Can you cope with one more Gormley post? Hope so. Last one, I promise. This time last week I was at his exhibition at the Heywood in London. Can you believe that the gift shop didn't sell pencils? Unbelievable.

Blind Light was the title given to the foggy box. It was a very strange experience to be lost indoors, seeking out edges and following shapes, feeling your way around the walls to find the door again. I'm sure at the end of every day, when they turn the fog machine off, they find people cowering in corners like Japanese soldiers found hiding in the jungle fifty years after the war has ended. A bit of jungle isn't necessarily a bad thing though.

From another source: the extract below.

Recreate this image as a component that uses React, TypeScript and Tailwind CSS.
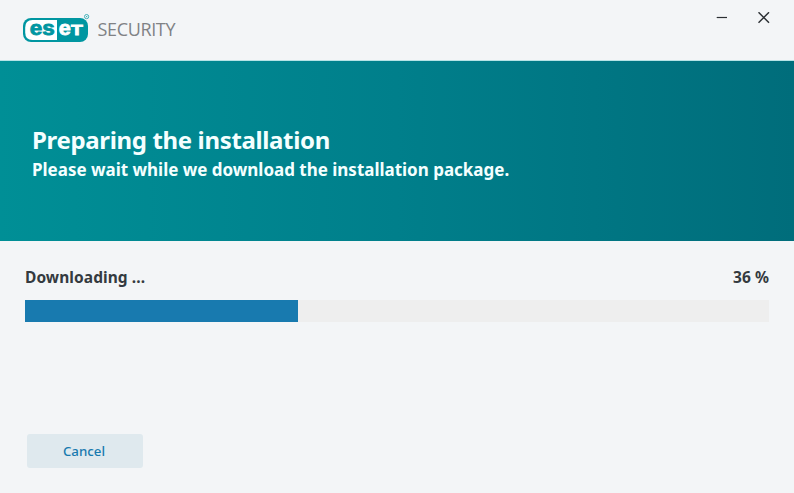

Matrices and Expansions consisted of a series of 'inverse sculptures' where the shape of a body was actually formed by the hole left in a matrix of steel fibres. Crystal beings, trapped in
washing-up bubbles. Beautifully made, some figures were easy to discern, others came into focus as the intricate webs spun slowly from the ceiling.
Space Station was a vast, precise sculpture balanced delicately in a corner. Its 27-tons making no impression on the ground as it rested on a few sharp points of metal. Formed out of component boxes assembled like random LEGO, each piece was pierced with holes which lined up with amazing precision. The whole object was beautifully engineered; each weld contained within a channeled indent and each edge smooth and straight.
I'm sure you won't have a clue what I'm talking about, but you should still go and see it. There's more pictures on the website.